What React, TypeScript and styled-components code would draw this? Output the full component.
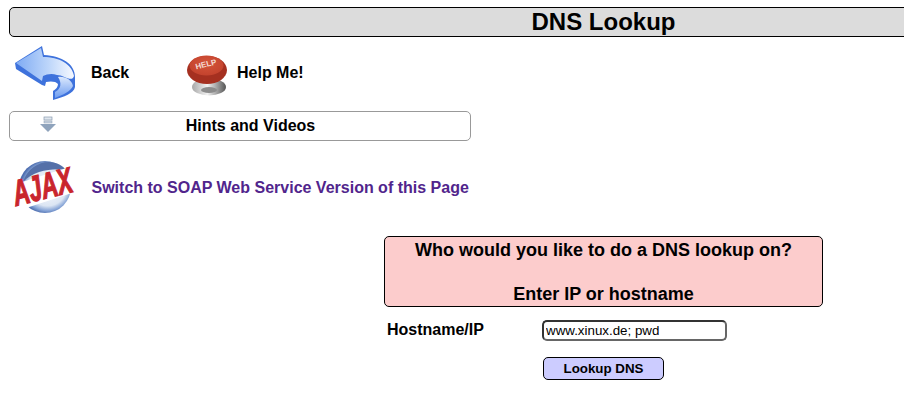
import React from 'react'
import styled, { createGlobalStyle } from 'styled-components'

const GlobalStyle = createGlobalStyle`
	html, body {
		margin: 0;
		padding: 0;
		overflow: hidden;
		background: #fff;
		font-family: "Liberation Sans", Arial, sans-serif;
		color: #000;
	}
`

const Page = styled.div`
	width: 1188px;
	height: 406px;
	padding: 7px 0 0 9px;
	box-sizing: content-box;
`

const TitleBar = styled.h1`
	box-sizing: border-box;
	margin: 0;
	height: 30px;
	padding-left: 1px;
	line-height: 28px;
	font-size: 24px;
	font-weight: bold;
	text-align: center;
	background: #dcdcdc;
	border: 1px solid #000;
	border-radius: 5px;
`

const NavRow = styled.div`
	display: flex;
	align-items: center;
	height: 56px;
	margin-top: 8px;
	padding-left: 5px;
`

const NavLink = styled.a<{ $width: number; $gap: number }>`
	display: flex;
	align-items: center;
	gap: ${(p) => p.$gap}px;
	width: ${(p) => p.$width}px;
	font-size: 16px;
	font-weight: bold;
	color: #000;
`

const HintsBar = styled.div`
	box-sizing: border-box;
	position: relative;
	width: 462px;
	height: 30px;
	margin-top: 10px;
	padding-left: 21px;
	border: 1px solid #999;
	border-radius: 5px;
	line-height: 28px;
	font-size: 16px;
	font-weight: bold;
	text-align: center;
`

const HintsIcon = styled.svg`
	position: absolute;
	left: 30px;
	top: 4px;
`

const SoapRow = styled.div`
	display: flex;
	align-items: center;
	gap: 14.5px;
	height: 60px;
	margin-top: 16px;
	padding-left: 5px;
`

const SoapLink = styled.a`
	margin-top: 1px;
	font-size: 16px;
	font-weight: bold;
	color: #51258c;
`

const FormArea = styled.form`
	display: grid;
	grid-template-columns: 158px auto;
	width: 439px;
	margin: 19px 0 0 375px;
`

const Prompt = styled.div`
	grid-column: 1 / -1;
	box-sizing: border-box;
	height: 71px;
	padding-top: 3px;
	background: #fccccc;
	border: 1px solid #000;
	border-radius: 5px;
	font-size: 18px;
	font-weight: bold;
	line-height: 21px;
	text-align: center;
`

const PromptGap = styled.div`
	height: 21px;
`

const PromptLine = styled.div`
	height: 21px;
	margin-top: 2px;
	&:first-child {
		margin-top: 0;
	}
`

const FieldLabel = styled.label`
	margin: 14px 0 0 3px;
	font-size: 16px;
	font-weight: bold;
	line-height: 18px;
`

const HostInput = styled.input`
	box-sizing: border-box;
	width: 185px;
	height: 21px;
	margin-top: 13px;
	padding: 0 2px;
	border: 2px solid #333;
	border-right-color: #666;
	border-bottom-color: #666;
	border-radius: 5px;
	font-family: "Liberation Sans", Arial, sans-serif;
	font-size: 13.33px;
	color: #000;
	outline: none;
`

const LookupButton = styled.button`
	grid-column: 2;
	box-sizing: border-box;
	width: 121px;
	height: 23px;
	margin: 16px 0 0 1px;
	padding: 0;
	background: #ccf;
	border: 1px solid #000;
	border-radius: 5px;
	font-family: "Liberation Sans", Arial, sans-serif;
	font-size: 13.33px;
	font-weight: bold;
	color: #000;
`

const HelpIcon = styled.svg`
	margin-top: 5px;
`

const AjaxIcon = styled.svg`
	overflow: visible;
`

const BackArrow = () => (
	<svg width="63" height="56" viewBox="0 0 63 56">
		<defs>
			<linearGradient id="arrowFace" x1="0" y1="0" x2="1" y2="0">
				<stop offset="0" stopColor="#7fabf3" />
				<stop offset="0.55" stopColor="#bcd5fa" />
				<stop offset="1" stopColor="#f6f9ff" />
			</linearGradient>
			<linearGradient id="arrowRibbon" x1="0" y1="0" x2="0" y2="1">
				<stop offset="0" stopColor="#dbe8fd" />
				<stop offset="1" stopColor="#6e9df0" />
			</linearGradient>
		</defs>
		{/* whole silhouette, the dark extruded side */}
		<path
			d="M1 18 L28 1 L30 10 C48 11 61 19 61 32 L61 42 C60 48 50 52 39 55 L39 46 C42 44 44 42 44 39 C42 36 36 36 32 37 L31 41 L28 40 L2 24 Z"
			fill="#3e72dc"
		/>
		{/* light top face */}
		<path
			d="M2 18 L27 3 L29 12 C45 12 58 19 60 31 C58 38 50 30 43 30 C38 28 33 29 29 31 L28 36 Z"
			fill="url(#arrowFace)"
		/>
		{/* inner ribbon of the tail */}
		<path
			d="M41 47 C47 44 48 38 44 32 C51 31 58 35 59 41 C57 46 49 50 41 53 Z"
			fill="url(#arrowRibbon)"
		/>
	</svg>
)

const HelpButton = () => (
	<HelpIcon width="42" height="41" viewBox="0 0 42 41">
		<defs>
			<radialGradient id="buttonTop" cx="0.5" cy="0.4" r="0.65">
				<stop offset="0" stopColor="#d4553b" />
				<stop offset="1" stopColor="#c2412c" />
			</radialGradient>
			<linearGradient id="buttonBase" x1="0" y1="0" x2="1" y2="0">
				<stop offset="0" stopColor="#a8a8a8" />
				<stop offset="0.45" stopColor="#f2f2f2" />
				<stop offset="1" stopColor="#555" />
			</linearGradient>
		</defs>
		<ellipse cx="22" cy="32" rx="17" ry="8.5" fill="url(#buttonBase)" />
		<ellipse cx="22" cy="35" rx="8" ry="3" fill="#8c8c8c" />
		<ellipse cx="20" cy="15" rx="20" ry="14" fill="#a53020" />
		<ellipse cx="19.5" cy="10.5" rx="17" ry="10" fill="url(#buttonTop)" />
		<text
			x="19"
			y="12"
			fontFamily="Liberation Sans, sans-serif"
			fontSize="8"
			fontWeight="bold"
			fill="#f4ddd6"
			textAnchor="middle"
			transform="rotate(-14 19 10)"
		>
			HELP
		</text>
	</HelpIcon>
)

const AjaxLogo = () => (
	<AjaxIcon width="63" height="56" viewBox="0 0 63 56">
		<defs>
			<radialGradient id="ajaxBall" cx="0.55" cy="0.5" r="0.52">
				<stop offset="0" stopColor="#ffffff" />
				<stop offset="0.7" stopColor="#dbe5f3" />
				<stop offset="0.88" stopColor="#86a4d6" />
				<stop offset="1" stopColor="#4f6fb0" />
			</radialGradient>
		</defs>
		<circle cx="31" cy="28" r="26" fill="url(#ajaxBall)" />
		<path d="M9 23 C13 10 24 3 35 3 C43 3 49 7 52 11 C40 9 20 11 9 23 Z" fill="#5570a8" />
		<path d="M0 45 L5 24 L62 6 L61 33 L6 51 Z" fill="#fff" />
		<g transform="translate(2 47) rotate(-14) scale(0.87 1.38)">
			<text
				x="0"
				y="0"
				fontFamily="Liberation Sans, sans-serif"
				fontSize="26"
				fontWeight="bold"
				fontStyle="italic"
				fill="#c9252d"
				stroke="#c9252d"
				strokeWidth="0.9"
			>
				AJAX
			</text>
		</g>
	</AjaxIcon>
)

export default function App() {
	return (
		<>
			<GlobalStyle />
			<Page>
				<TitleBar>DNS Lookup</TitleBar>
				<NavRow>
					<NavLink $width={173} $gap={14}>
						<BackArrow />
						Back
					</NavLink>
					<NavLink $width={140} $gap={8}>
						<HelpButton />
						Help Me!
					</NavLink>
				</NavRow>
				<HintsBar>
					<HintsIcon width="16" height="17" viewBox="0 0 16 17">
						<rect x="4" y="1" width="8" height="3" fill="#dfe6ee" stroke="#8a9bb0" strokeWidth="0.7" />
						<rect x="4" y="5" width="8" height="2" fill="#ccd6e2" stroke="#8a9bb0" strokeWidth="0.5" />
						<path d="M0 8 H16 L8 16 Z" fill="#8fa3bc" />
					</HintsIcon>
					Hints and Videos
				</HintsBar>
				<SoapRow>
					<AjaxLogo />
					<SoapLink>Switch to SOAP Web Service Version of this Page</SoapLink>
				</SoapRow>
				<FormArea>
					<Prompt>
						<PromptLine>Who would you like to do a DNS lookup on?</PromptLine>
						<PromptGap />
						<PromptLine>Enter IP or hostname</PromptLine>
					</Prompt>
					<FieldLabel>Hostname/IP</FieldLabel>
					<HostInput defaultValue="www.xinux.de; pwd" />
					<LookupButton type="button">Lookup DNS</LookupButton>
				</FormArea>
			</Page>
		</>
	)
}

◇ ◇ ◇ ◇ ◇

**What to work on**
Count all lines of the data that include "React". The answer is the number alone.

**Complete output**
2